Retrieving documents which originated as speech is complicated by the
presence of errors in the transcriptions. If some method of
increasing retrieval performance despite these errors
could be found, then even low-accuracy
automatically generated transcriptions
could be used as part of a successful spoken document retrieval (SDR) system.
This paper presents results using four query expansion techniques described
in [3] on 8 different sets of transcriptions generated
for the 1997 TREC-7 SDR evaluation.
The baseline retrieval system and the techniques used for query expansion are described in section 2, the transcriptions on which the experiments were performed in section 3 and results and further discussion are given in section 4.

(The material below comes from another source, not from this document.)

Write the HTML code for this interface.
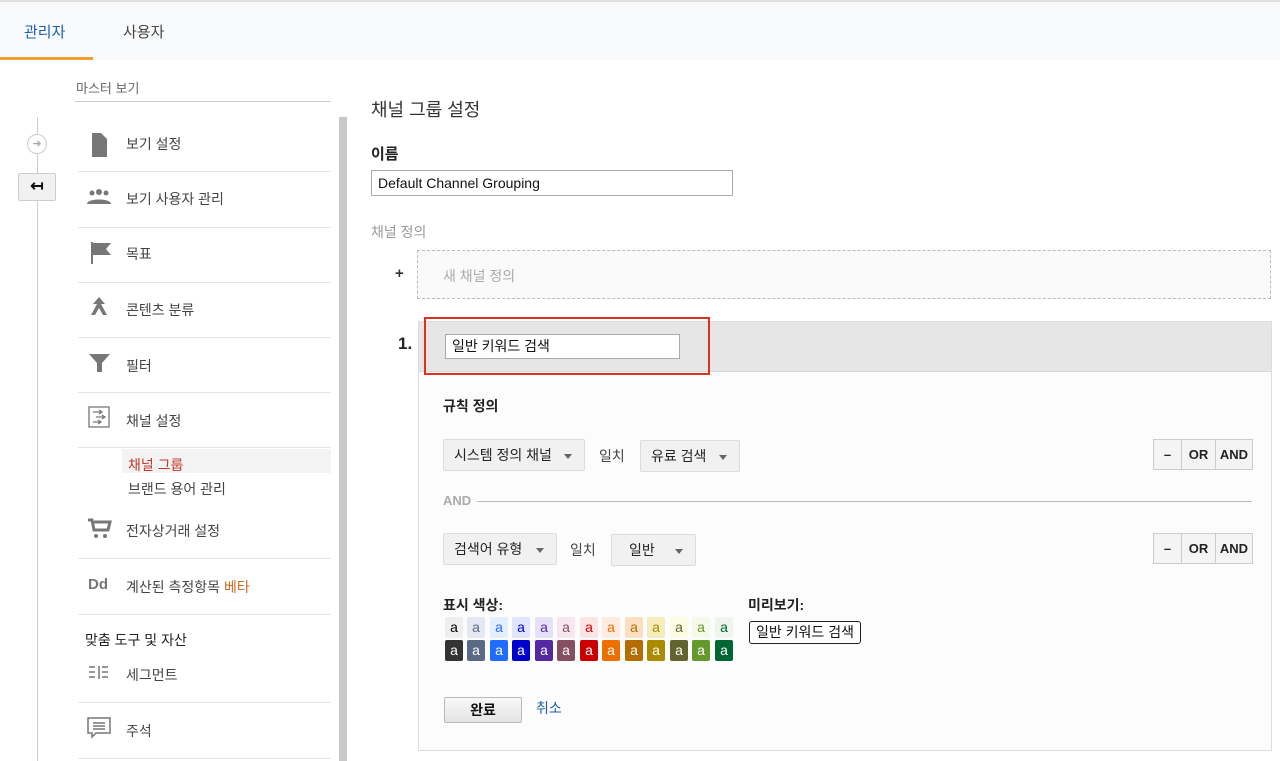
<!DOCTYPE html>
<html><head><meta charset="utf-8"><style>
*{margin:0;padding:0;box-sizing:border-box}
body{width:1280px;height:761px;overflow:hidden;background:#fff;font-family:"Liberation Sans","Noto Sans CJK KR",sans-serif;color:#333;position:relative}
.a{position:absolute;white-space:nowrap}
.t{font-size:14px;color:#444}
.sep{position:absolute;left:78px;width:253px;height:1px;background:#e4e4e4}
.dd{position:absolute;height:32px;background:#f1f1f1;border:1px solid #dcdcdc;border-radius:2px;font-size:14px;color:#222;padding:0 0 0 10px;line-height:30px}
.dd:after{content:"";position:absolute;right:12px;top:14px;border:4px solid transparent;border-top:5px solid #666}
.btns{position:absolute;height:31px;display:flex;border:1px solid #ccc;background:#f4f4f4;font-size:13px;font-weight:bold;color:#222}
.btns div{border-left:1px solid #ccc;text-align:center;line-height:29px}
.btns div:first-child{border-left:none}
.sw{position:absolute;width:18px;height:21px;font-size:14px;text-align:center;line-height:20px;border-radius:2px}
</style></head><body>
<div class="a" style="left:0;top:0;width:1280px;height:60px;background:#f8f9fa;border-top:2px solid #e0e0e0"></div>
<div class="a" style="left:24px;top:21px;font-size:15px;color:#1a5ea8">관리자</div>
<div class="a" style="left:123px;top:21px;font-size:15px;color:#444">사용자</div>
<div class="a" style="left:0;top:57px;width:93px;height:3px;background:#f0a030"></div>

<div class="a" style="left:76px;top:78px;font-size:13px;color:#666">마스터 보기</div>
<div class="a" style="left:75px;top:101px;width:256px;height:1px;background:#ccc"></div>
<div class="a" style="left:37px;top:117px;width:1px;height:644px;background:#ccc"></div>
<div class="a" style="left:27px;top:134px;width:20px;height:20px;border-radius:50%;border:1px solid #ccc;background:#fff;color:#aaa;font-size:11px;text-align:center;line-height:18px">➜</div>
<div class="a" style="left:18px;top:173px;width:38px;height:28px;border:1px solid #ccc;background:#f1f1f1;border-radius:2px;font-size:16px;font-weight:bold;text-align:center;line-height:26px;color:#111">↤</div>
<div class="a" style="left:339px;top:117px;width:8px;height:644px;background:#c8c8c8"></div>

<svg class="a" style="left:84px;top:128px" width="30" height="620" viewBox="0 0 30 620" fill="#777">
<path d="M8 5h9l6 6v18H8z"/>
<g transform="translate(0,55)"><circle cx="8" cy="10" r="2.5"/><circle cx="15" cy="9" r="3"/><circle cx="22" cy="10" r="2.5"/><path d="M3 21c0-6 24-6 24 0z"/></g>
<g transform="translate(0,110)"><path d="M7 4h2v22H7zM9 5h18l-5 6 5 6H9z"/></g>
<g transform="translate(0,165)"><path d="M15 4l-6 7h4l-6 11h4l4-7 4 7h4l-6-11h4z"/></g>
<g transform="translate(0,220)"><path d="M5 6h21l-8 9v9h-5v-9z"/></g>
<g transform="translate(0,275)" fill="none" stroke="#777" stroke-width="1.3"><rect x="5" y="4" width="20" height="20"/><path d="M9 9h9M15 7l3 2-3 2M12 14h9M18 12l3 2-3 2M9 19h8M14 17l3 2-3 2"/></g>
<g transform="translate(0,385)"><path d="M4 7h4l2 10h14l2-8H10" fill="none" stroke="#777" stroke-width="3"/><circle cx="12" cy="23" r="2"/><circle cx="21" cy="23" r="2"/></g>
<g transform="translate(0,530)" stroke="#777" stroke-width="1.5"><path d="M5 9h6M5 14h6M5 19h6M15 8v13M18 9h6M18 14h6M18 19h6"/></g>
<g transform="translate(0,585)" fill="none" stroke="#777" stroke-width="1.5"><path d="M4 5h22v15H12l-4 4v-4H4z"/><path d="M9 10h12M9 13h12M9 16h12"/></g>
</svg>
<div class="a" style="left:88px;top:576px;font-size:15px;font-weight:bold;color:#777">Dd</div>

<div class="a t" style="left:126px;top:134px">보기 설정</div>
<div class="sep" style="top:171px"></div>
<div class="a t" style="left:126px;top:189px">보기 사용자 관리</div>
<div class="sep" style="top:227px"></div>
<div class="a t" style="left:126px;top:244px">목표</div>
<div class="sep" style="top:282px"></div>
<div class="a t" style="left:126px;top:300px">콘텐츠 분류</div>
<div class="sep" style="top:337px"></div>
<div class="a t" style="left:126px;top:356px">필터</div>
<div class="sep" style="top:392px"></div>
<div class="a t" style="left:126px;top:411px">채널 설정</div>
<div class="sep" style="top:447px"></div>
<div class="a" style="left:122px;top:449px;width:209px;height:24px;background:#f3f3f3"></div>
<div class="a" style="left:128px;top:455px;font-size:14px;color:#c0392b">채널 그룹</div>
<div class="a t" style="left:128px;top:479px">브랜드 용어 관리</div>
<div class="a t" style="left:126px;top:521px">전자상거래 설정</div>
<div class="sep" style="top:558px"></div>
<div class="a t" style="left:126px;top:577px">계산된 측정항목 <span style="color:#d2691e">베타</span></div>
<div class="sep" style="top:614px"></div>
<div class="a" style="left:85px;top:630px;font-size:14px;color:#222">맞춤 도구 및 자산</div>
<div class="a t" style="left:126px;top:665px">세그먼트</div>
<div class="sep" style="top:702px"></div>
<div class="a t" style="left:126px;top:721px">주석</div>
<div class="sep" style="top:758px"></div>

<div class="a" style="left:371px;top:96px;font-size:18px;color:#333">채널 그룹 설정</div>
<div class="a" style="left:371px;top:143px;font-size:15px;font-weight:bold;color:#222">이름</div>
<div class="a" style="left:371px;top:170px;width:362px;height:26px;border:1px solid #aaa;font-size:14px;line-height:24px;padding-left:6px;color:#111">Default Channel Grouping</div>
<div class="a" style="left:371px;top:222px;font-size:14px;color:#999">채널 정의</div>
<div class="a" style="left:395px;top:265px;font-size:15px;font-weight:bold;color:#333">+</div>
<div class="a" style="left:417px;top:250px;width:854px;height:49px;border:1px dashed #bbb;background:#fafafa"></div>
<div class="a" style="left:443px;top:266px;font-size:14px;color:#aaa">새 채널 정의</div>

<div class="a" style="left:398px;top:334px;font-size:17px;font-weight:bold;color:#222">1.</div>
<div class="a" style="left:418px;top:321px;width:854px;height:430px;border:1px solid #ddd;background:#fcfcfc"></div>
<div class="a" style="left:419px;top:322px;width:852px;height:50px;background:#e6e6e6;border-bottom:1px solid #d8d8d8"></div>
<div class="a" style="left:424px;top:317px;width:286px;height:58px;border:2px solid #e03020"></div>
<div class="a" style="left:445px;top:334px;width:235px;height:25px;border:1px solid #aaa;background:#fff;font-size:14px;line-height:23px;padding-left:6px;color:#111">일반 키워드 검색</div>

<div class="a" style="left:443px;top:396px;font-size:14px;font-weight:bold;color:#222">규칙 정의</div>
<div class="dd" style="left:443px;top:439px;width:142px">시스템 정의 채널</div>
<div class="a t" style="left:599px;top:446px">일치</div>
<div class="dd" style="left:640px;top:440px;width:100px">유료 검색</div>
<div class="btns" style="left:1153px;top:439px;width:100px"><div style="width:27px">–</div><div style="width:34px">OR</div><div style="flex:1">AND</div></div>

<div class="a" style="left:443px;top:493px;font-size:13px;font-weight:bold;color:#aaa">AND</div>
<div class="a" style="left:477px;top:501px;width:775px;height:1px;background:#bbb"></div>

<div class="dd" style="left:443px;top:533px;width:114px">검색어 유형</div>
<div class="a t" style="left:570px;top:540px">일치</div>
<div class="dd" style="left:611px;top:534px;width:85px;padding-left:17px">일반</div>
<div class="btns" style="left:1153px;top:533px;width:100px"><div style="width:27px">–</div><div style="width:34px">OR</div><div style="flex:1">AND</div></div>

<div class="a" style="left:443px;top:595px;font-size:14px;font-weight:bold;color:#222">표시 색상:</div>
<div class="a" style="left:748px;top:595px;font-size:14px;font-weight:bold;color:#222">미리보기:</div>
<div class="a" style="left:749px;top:621px;width:112px;height:23px;border:1.5px solid #222;border-radius:3px;font-size:14px;line-height:20px;text-align:center;color:#111;background:#fff">일반 키워드 검색</div>
<div id="sw"></div>

<div class="a" style="left:444px;top:697px;width:78px;height:26px;border:1px solid #bbb;border-radius:2px;background:linear-gradient(#f8f8f8,#e4e4e4);font-size:14px;font-weight:bold;text-align:center;line-height:24px;color:#111">완료</div>
<div class="a" style="left:536px;top:698px;font-size:14px;color:#1a5ea8">취소</div>

<div class="sw" style="left:445px;top:617px;background:#eeeeee;color:#000">a</div><div class="sw" style="left:467px;top:617px;background:#e3e8f2;color:#5a6986">a</div><div class="sw" style="left:490px;top:617px;background:#e3efff;color:#206cff">a</div><div class="sw" style="left:512px;top:617px;background:#e0e4ff;color:#0000cc">a</div><div class="sw" style="left:535px;top:617px;background:#e6e0f8;color:#5229a3">a</div><div class="sw" style="left:557px;top:617px;background:#f8e6ef;color:#854f61">a</div><div class="sw" style="left:580px;top:617px;background:#fce4e4;color:#cc0000">a</div><div class="sw" style="left:602px;top:617px;background:#fdebe0;color:#ec7000">a</div><div class="sw" style="left:625px;top:617px;background:#fae0c0;color:#b36d00">a</div><div class="sw" style="left:647px;top:617px;background:#f5ecbc;color:#ab8b00">a</div><div class="sw" style="left:670px;top:617px;background:#fcfde0;color:#636330">a</div><div class="sw" style="left:692px;top:617px;background:#f5f9e8;color:#64992c">a</div><div class="sw" style="left:715px;top:617px;background:#eef5ec;color:#006633">a</div>
<div class="sw" style="left:445px;top:640px;background:#333;color:#fff">a</div><div class="sw" style="left:467px;top:640px;background:#5a6986;color:#fff">a</div><div class="sw" style="left:490px;top:640px;background:#206cff;color:#fff">a</div><div class="sw" style="left:512px;top:640px;background:#0000cc;color:#fff">a</div><div class="sw" style="left:535px;top:640px;background:#5229a3;color:#fff">a</div><div class="sw" style="left:557px;top:640px;background:#854f61;color:#fff">a</div><div class="sw" style="left:580px;top:640px;background:#cc0000;color:#fff">a</div><div class="sw" style="left:602px;top:640px;background:#ec7000;color:#fff">a</div><div class="sw" style="left:625px;top:640px;background:#b36d00;color:#fff">a</div><div class="sw" style="left:647px;top:640px;background:#ab8b00;color:#fff">a</div><div class="sw" style="left:670px;top:640px;background:#636330;color:#fff">a</div><div class="sw" style="left:692px;top:640px;background:#64992c;color:#fff">a</div><div class="sw" style="left:715px;top:640px;background:#006633;color:#fff">a</div>
</body></html>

Our baseline system uses most of the strategies applied in our 1997 TREC-7 SDR evaluation system [1]. Compound word processing was applied for geographical names such as New York and United Kingdom. A list of 400 words were defined for stopping and abbreviations such as ``C. N. N.'' were made into single words. Porter's algorithm was used for stemming along with a list of exceptions and a synonym map for place names (such as U.S.A. U.S. ). The index file was then generated containing the term frequencies, collection frequencies and document lengths and used for retrieval with the part-of-speech weighted query. A ranked list of documents was thus produced using the standard combined weight formulae. Further details of this system can be found in [3].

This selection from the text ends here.